Shirakawa, 51, resigned his District 2 county seat on March 1 after reaching a deal with prosecutors to plead guilty to four felony counts of perjury, one count of felony misuse of public funds and seven misdemeanors for filing inaccurate campaign and government finance reports.

Prosecutors said Shirakawa used more than $130,000 in public and campaign funds for personal use and to gamble at casinos in California and Nevada.

He also charged thousands of dollars on his county debit card, or P-card, for years without furnishing detailed receipts to cover up personal spending and buying alcohol against county regulations, prosecutors said.

“We’re very pleased with the judge’s decision,” District Attorney Jeff Rosen said outside the courthouse.

“Mr. Shirakawa stole from the public,” Rosen said. “He lied to the public and he’s been appropriately held responsible for those actions.”

Rosen said one of the reasons for punishing Shirakawa with a jail term “is to explain to the public the seriousness of the conduct and to deter others who were thinking about violating the public trust …that they will be prosecuted and held accountable and sent to jail.”

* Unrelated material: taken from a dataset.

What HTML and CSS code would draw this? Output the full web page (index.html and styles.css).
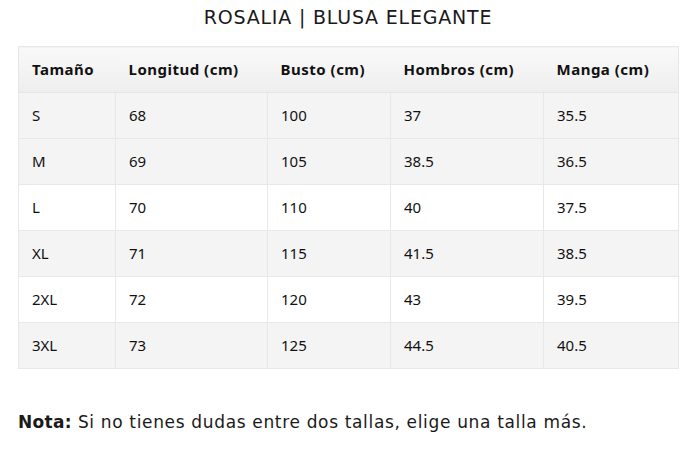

“The public has won today, and as far as we think, government’s cleaner in Santa Clara County,” said Assistant District Attorney Susan Sinunu-Towery, who argued in court today that Shirakawa serve the jail term.

“It’s a sad day,” Sinunu-Towery said. “We saw a supervisor go to jail. He should have gone to jail.”

Shirakawa attorneys Williams and Jay Rorty looked shaken as they emerged from the courtroom and declined comment.

During the sentencing hearing, Sinunu-Towery called County Executive Jeffrey Smith to testify about how Shirakawa’s actions damaged county government.

Smith said that it cost the county $131,000 to fulfill requests from law enforcement for records of Shirakawa’s spending and another $724,000 to conduct primary and general elections in District 2 so that voters could choose Shirakawa’s successor after he resigned.

The county also incurred staffing costs amounting to about $2 million, Smith said.

Sinunu-Towery asked Smith to describe the overall impact Shirakawa’s resignation had on the county.

“The process was quite difficult for the county employees and the administration,” Smith said. “It essentially sent a pall over the county. It made us look like we were involved and complicit for crimes.”

Williams made a case in favor of supervised probation over jail time for Shirakawa, saying that Shirakawa’s gambling addiction made him act the way he did with public funds and campaign account money.

His sole witness was Michele Lew, president of Asian Americans for Community Involvement, a San Jose nonprofit community service organization.

Lew said that the group wanted to have Shirakawa work as a volunteer in administration, speak to people who have gambling addictions and undergo mental health counseling there as conditions if Shirakawa were to be sentenced to probation.

“If the court mandates Mr. Shirakawa to do community service we would be willing to accept him as a court mandated volunteer,” Lew said.

Sinunu-Towery later showed a 20-minute video and audio recording as evidence, including clips showing Shirakawa’s staff members telling the district attorney’s office that he rebuffed their requests to provide itemized receipts to track his spending.